Defendants made a prima facie showing that plaintiff did not sustain a permanent consequential or significant limitation of use of his cervical spine, lumbar spine, or left shoulder, by submitting the report of their orthopedic expert, who found no significant limitations and negative clinical results, and opined that plaintiff had resolved sprains (see Green v Domino's Pizza, LLC, 140 AD3d 546, 546 [1st Dept 2016]). His finding of a minor limitation in one plane of the left shoulder does not defeat defendants' showing that plaintiff did not have significant or permanent limitation in the use of his shoulder (see Stephanie N. v Davis, 126 AD3d 502 [1st Dept 2015]). In addition, defendants submitted medical reports of plaintiff's treating physician, who found normal range of motion in plaintiff's lumbar spine and left shoulder the day after the accident (see Jno-Baptiste v Buckley, 82 AD3d 578 [1st Dept 2011]). They also submitted plaintiff's deposition testimony, in which he acknowledged that he had a preexisting degenerative lower back condition for which he received Social Security disability benefits, and that he stopped all treatment related to the claimed injuries when he was "cut off" five months after the accident (see Pommells v Perez, 4 NY3d 566, 576 [2005]).
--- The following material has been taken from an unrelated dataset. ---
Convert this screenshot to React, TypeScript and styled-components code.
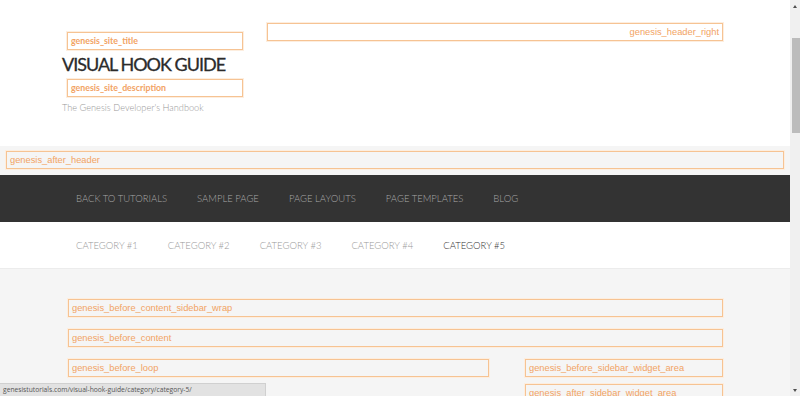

In opposition, plaintiff failed to raise an issue of fact. Plaintiff's physician averred that she found significant limitations in range of motion of plaintiff's cervical spine, lumbar spine and left shoulder both shortly after the accident in 2010, and, most recently, in December 2013. However, she failed to explain the conflicting findings of full range of motion in her own reports prepared the day after the accident and in the next two months (see Colon v Torres, 106 AD3d 458 [1st Dept 2013]; Thomas v City of New York, 99 AD3d 580, 581 [1st Dept 2012], lv denied 22 NY3d 857 [2013]). Moreover, plaintiff failed to adequately explain his cessation of treatment for these claimed injuries five months after the accident, notwithstanding that he had medical coverage through Medicare, and continued to see his primary care doctor regularly for other conditions (see Green, 140 AD3d at 547; Merrick v Lopez-Garcia, 100 AD3d 456, 456-457 [1st Dept 2012]). In light of the extended gap in treatment, plaintiff's physician's opinion that the more severe range-of-motion limitations she found in December 2013 were causally related to [*2]the accident is speculative (see Pommells, 4 NY3d at 574; Merrick v Lopez-Garcia, 100 AD3d at 457).

We have considered plaintiff's remaining arguments and find them unavailing. Concur—Richter, J.P., Manzanet-Daniels, Andrias, Kapnick, Webber, JJ.